In an age where newborn babies are dumped on roadsides and children ‘dump’ their parents in ‘Homes for Elders’, the efforts of an elderly woman to care for her visually handicapped daughter, son-in-law and their two children, in the Galewela area, has drawn praise from the villagers.
Indra Kumari, now in her 70s, found that her eldest daughter was visually handicapped, and after her education, was given in marriage to a man who had arrived in the village for employment.
However, Somapala, her son-in-law, gradually lost his eyesight too adding further burden on the family.
“I never gave up hope and wanted to take care of the family,” Ms. Kumari said.
“But unfortunately, the two children born to them were also blind. But I was still determined to help the family and educate the children,” she said.
Her 25-year labour of love has brought results. The eldest granddaughter, Subhashini has graduated, while the other, Nandana is an undergraduate.
“I made up my mind that I would never allow this family to be neglected due to their disabilities. My grand-daughter was educated at Tholambugala Maha Vidyalya, where she performed well, and later entered Galewela Maha Vidyalaya, before gaining entrance to the Peradeniya University”, she said.
“My grandson too is a second-year undergraduate. I worked as a labourer in the paddy fields to fend for the family.
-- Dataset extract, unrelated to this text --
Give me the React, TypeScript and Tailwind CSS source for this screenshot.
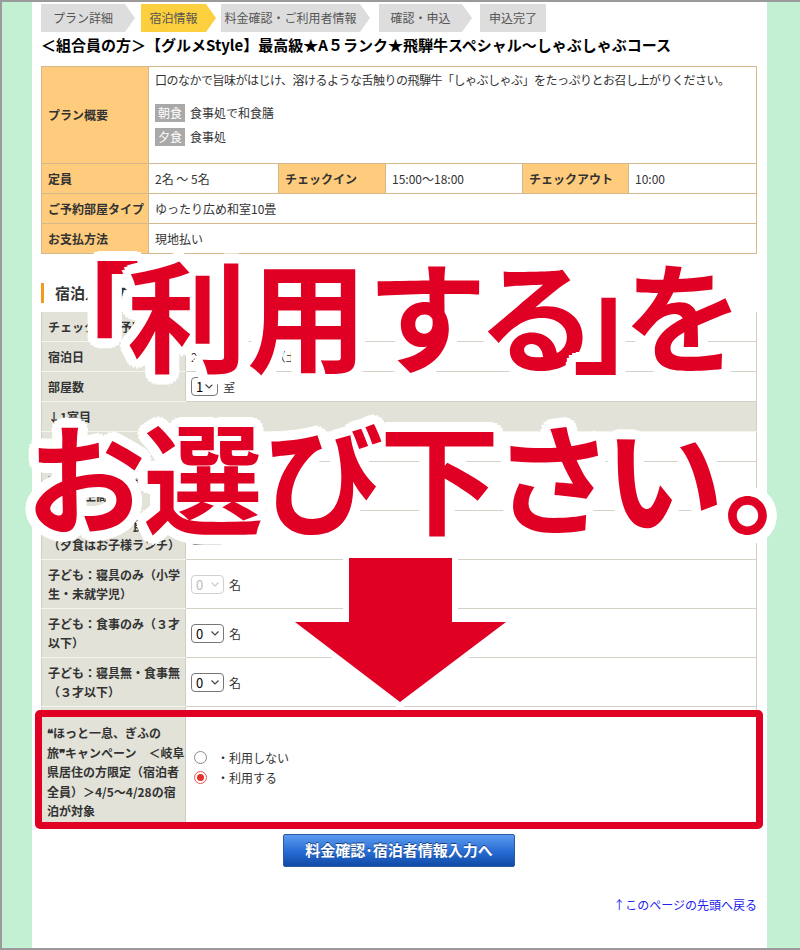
import React from "react";

const ring =
  "[text-shadow:10px_0_0_#fff,9.2px_3.8px_0_#fff,7.1px_7.1px_0_#fff,3.8px_9.2px_0_#fff,0_10px_0_#fff,-3.8px_9.2px_0_#fff,-7.1px_7.1px_0_#fff,-9.2px_3.8px_0_#fff,-10px_0_0_#fff,-9.2px_-3.8px_0_#fff,-7.1px_-7.1px_0_#fff,-3.8px_-9.2px_0_#fff,0_-10px_0_#fff,3.8px_-9.2px_0_#fff,7.1px_-7.1px_0_#fff,9.2px_-3.8px_0_#fff,5px_0_0_#fff,0_5px_0_#fff,-5px_0_0_#fff,0_-5px_0_#fff,3.5px_3.5px_0_#fff,-3.5px_3.5px_0_#fff,3.5px_-3.5px_0_#fff,-3.5px_-3.5px_0_#fff]";

const steps = [
  { label: "プラン詳細", cls: "w-[94px]", active: false },
  { label: "宿泊情報", cls: "w-[75px] ml-[6px]", active: true },
  { label: "料金確認・ご利用者情報", cls: "w-[149px] ml-[5px]", active: false },
  { label: "確認・申込", cls: "w-[93px] ml-[9px]", active: false },
  { label: "申込完了", cls: "w-[66px] ml-[8px]", active: false, last: true },
];

function Steps() {
  return (
    <div className="flex h-[28px]">
      {steps.map((s) => (
        <div
          key={s.label}
          className={`${s.cls} h-full flex items-center justify-center text-[12px] text-[#555] ${
            s.active ? "bg-[#fccf3e]" : "bg-[#dddddd]"
          } ${
            s.last
              ? ""
              : "pr-[10px] [clip-path:polygon(0_0,calc(100%_-_10px)_0,100%_50%,calc(100%_-_10px)_100%,0_100%)]"
          }`}
        >
          {s.label}
        </div>
      ))}
    </div>
  );
}

function Select({ value, disabled, narrow }: { value: string; disabled?: boolean; narrow?: boolean }) {
  return (
    <span
      className={`inline-flex items-center justify-between ${narrow ? "w-[27px]" : "w-[33px]"} h-[19px] rounded-[4px] border bg-white pl-[4px] pr-[4px] text-[13px] leading-none align-middle ${
        disabled ? "border-[#d0d0d0] text-[#bbb]" : "border-[#777] text-black"
      }`}
    >
      {value}
      <svg width="8" height="5" viewBox="0 0 8 5">
        <path d="M0.5 0.5 L4 4 L7.5 0.5" fill="none" stroke={disabled ? "#ccc" : "#444"} strokeWidth="1.2" />
      </svg>
    </span>
  );
}

function Count({ value, unit, disabled, narrow }: { value: string; unit: string; disabled?: boolean; narrow?: boolean }) {
  return (
    <div className="flex items-center gap-[5px]">
      <Select value={value} disabled={disabled} narrow={narrow} />
      <span>{unit}</span>
    </div>
  );
}

const lab =
  "bg-[#e2e2d8] font-bold text-left pl-[6px] pr-[3px] py-[5px] leading-[19px] border-b border-[#f4f3ee] border-r border-r-[#cfcdc4] align-middle";
const val = "px-[5px] py-[5px] leading-[19px] border-b border-[#d3d1c8] align-middle";

export default function App() {
  return (
    <div className="relative w-[800px] h-[950px] overflow-hidden font-['Noto_Sans_CJK_JP','Noto_Sans',sans-serif]">
      <div className="h-full bg-[#c3f0d2] border-t-2 border-l-2 border-b-2 border-[#9a9a9a]">
        <div className="ml-[30px] w-[735px] h-full bg-white pl-[9px] pr-[10px] pt-[2px]">
          <Steps />
          <h1 className="mt-[3px] text-[15px] leading-[20px] font-bold text-black whitespace-nowrap">
            ＜組合員の方＞【グルメStyle】最高級★A５ランク★飛騨牛スペシャル〜しゃぶしゃぶコース
          </h1>

          <table className="mt-[11px] w-[716px] table-fixed border-collapse border border-[#d6b88d] text-[12px] text-[#333]">
            <colgroup>
              <col className="w-[107px]" />
              <col className="w-[130px]" />
              <col className="w-[107px]" />
              <col className="w-[137px]" />
              <col className="w-[106px]" />
              <col />
            </colgroup>
            <tbody>
              <tr>
                <th className="h-[97px] bg-[#fecc7c] border border-[#d6b88d] text-left font-bold pl-[6px]">プラン概要</th>
                <td colSpan={5} className="border border-[#d6b88d] align-top px-[6px] pt-[4px] leading-[18px]">
                  <p className="whitespace-nowrap tracking-[-0.5px]">
                    口のなかで旨味がはじけ、溶けるような舌触りの飛騨牛「しゃぶしゃぶ」をたっぷりとお召し上がりください。
                  </p>
                  <div className="mt-[15px] flex items-center gap-[5px]">
                    <span className="bg-[#a9a9a9] text-white px-[3px] leading-[18px]">朝食</span>
                    <span>食事処で和食膳</span>
                  </div>
                  <div className="mt-[6px] flex items-center gap-[5px]">
                    <span className="bg-[#a9a9a9] text-white px-[3px] leading-[18px]">夕食</span>
                    <span>食事処</span>
                  </div>
                </td>
              </tr>
              <tr>
                <th className="h-[30px] bg-[#fecc7c] border border-[#d6b88d] text-left font-bold pl-[6px]">定員</th>
                <td className="border border-[#d6b88d] px-[6px]">2名 ～ 5名</td>
                <th className="bg-[#fecc7c] border border-[#d6b88d] text-left font-bold pl-[6px]">チェックイン</th>
                <td className="border border-[#d6b88d] px-[6px]">15:00〜18:00</td>
                <th className="bg-[#fecc7c] border border-[#d6b88d] text-left font-bold pl-[6px]">チェックアウト</th>
                <td className="border border-[#d6b88d] px-[6px]">10:00</td>
              </tr>
              <tr>
                <th className="h-[30px] bg-[#fecc7c] border border-[#d6b88d] text-left font-bold pl-[6px] whitespace-nowrap">ご予約部屋タイプ</th>
                <td colSpan={5} className="border border-[#d6b88d] px-[6px]">ゆったり広め和室10畳</td>
              </tr>
              <tr>
                <th className="h-[30px] bg-[#fecc7c] border border-[#d6b88d] text-left font-bold pl-[6px]">お支払方法</th>
                <td colSpan={5} className="border border-[#d6b88d] px-[6px]">現地払い</td>
              </tr>
            </tbody>
          </table>

          <h2 className="mt-[29px] h-[20px] flex items-center border-l-[3px] border-[#f39a1e] pl-[11px] text-[15px] font-bold text-[#333]">
            宿泊人数の選択
          </h2>

          <table className="mt-[9px] w-[716px] table-fixed border-collapse border-x border-[#cfcdc4] text-[12px] text-[#333]">
            <colgroup>
              <col className="w-[144px]" />
              <col />
            </colgroup>
            <tbody>
              <tr>
                <th className={lab}>チェックイン予定時刻</th>
                <td className={val}></td>
              </tr>
              <tr>
                <th className={lab}>宿泊日</th>
                <td className={val}>2024年4月27日（土） から 1泊</td>
              </tr>
              <tr>
                <th className={lab}>部屋数</th>
                <td className={val}>
                  <Count value="1" unit="室" narrow />
                </td>
              </tr>
              <tr>
                <th colSpan={2} className={lab}>↓1室目</th>
              </tr>
              <tr>
                <th className={lab}>大人</th>
                <td className={val}>
                  <Count value="2" unit="名" />
                </td>
              </tr>
              <tr>
                <th className={lab}>子ども：大人に準ずる（小学生高学年）</th>
                <td className={val}>
                  <Count value="0" unit="名" />
                </td>
              </tr>
              <tr>
                <th className={lab}>子ども：寝具・食事あり（夕食はお子様ランチ）</th>
                <td className={val}>
                  <Count value="0" unit="名" />
                </td>
              </tr>
              <tr>
                <th className={lab}>子ども：寝具のみ（小学生・未就学児）</th>
                <td className={val}>
                  <Count value="0" unit="名" disabled />
                </td>
              </tr>
              <tr>
                <th className={lab}>子ども：食事のみ（３才以下）</th>
                <td className={val}>
                  <Count value="0" unit="名" />
                </td>
              </tr>
              <tr>
                <th className={lab}>子ども：寝具無・食事無（３才以下）</th>
                <td className={val}>
                  <Count value="0" unit="名" />
                </td>
              </tr>
              <tr>
                <th className="bg-[#e2e2d8] font-bold text-left pl-[5px] pr-0 pt-[16px] pb-[8px] leading-[19.5px] border-r border-[#cfcdc4] align-top">
                  ❝ほっと一息、ぎふの旅❞キャンペーン　＜岐阜県居住の方限定（宿泊者全員）＞4/5〜4/28の宿泊が対象
                </th>
                <td className="px-[8px] align-middle">
                  <label className="flex items-center gap-[10px] leading-[20px]">
                    <span className="w-[13px] h-[13px] rounded-full border border-[#8a8a8a] bg-white" />
                    <span>・利用しない</span>
                  </label>
                  <label className="flex items-center gap-[10px] leading-[20px]">
                    <span className="w-[13px] h-[13px] rounded-full border border-[#de5a55] bg-white flex items-center justify-center">
                      <span className="w-[7px] h-[7px] rounded-full bg-[#e5332a]" />
                    </span>
                    <span>・利用する</span>
                  </label>
                </td>
              </tr>
            </tbody>
          </table>

          <div className="mt-[5px] flex justify-center">
            <button className="w-[232px] h-[33px] rounded-[2px] border border-[#2a58a3] bg-gradient-to-b from-[#5c9bef] via-[#2a6fd6] to-[#0f4aa6] text-white text-[15px] font-bold [text-shadow:0_-1px_0_#1a3f80]">
              料金確認･宿泊者情報入力へ
            </button>
          </div>

          <div className="mt-[30px] text-right text-[12px] leading-[16px] text-[#2222ee]">
            <a href="#top">↑このページの先頭へ戻る</a>
          </div>
        </div>
      </div>

      {/* annotation: red frame round the campaign row */}
      <div className="absolute left-[35px] top-[710px] w-[728px] h-[119px] rounded-[5px] border-[7px] border-[#e00024]" />

      {/* annotation: arrow */}
      <svg className="absolute left-0 top-0" width="800" height="950" viewBox="0 0 800 950">
        <polygon
          points="349,558 452,558 452,622 506,622 400,702 295,622 349,622"
          fill="#e00024"
          stroke="#fff"
          strokeWidth="12"
          strokeLinejoin="miter"
          paintOrder="stroke"
        />
      </svg>

      {/* annotation: headline */}
      <div
        className={`absolute left-[79px] top-[252px] whitespace-nowrap text-[120px] leading-none font-bold text-[#e00024] [font-feature-settings:'palt'] ${ring}`}
      >
        「<span className="ml-[-12px]">利用</span>
        <span className="ml-[6px]">する</span>
        <span className="ml-[-17px]">」</span>
        <span className="ml-[-10px]">を</span>
      </div>
      <div
        className={`absolute left-[27px] top-[414px] whitespace-nowrap text-[120px] leading-none font-bold text-[#e00024] [font-feature-settings:'palt'] ${ring}`}
      >
        お選び下さい。
      </div>
    </div>
  );
}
I took my grandchildren to school, and even took them to the university for admission,” she said.
“In addition to my own efforts, my third son Herath Banda, who was serving in the Army, was a source of strength to me, but he was killed while in service, making it more difficult to care for the family,” she said.
“My granddaughter is now looking for suitable employment. It was courage and determination that helped me to support the family,” Ms. Kumari said.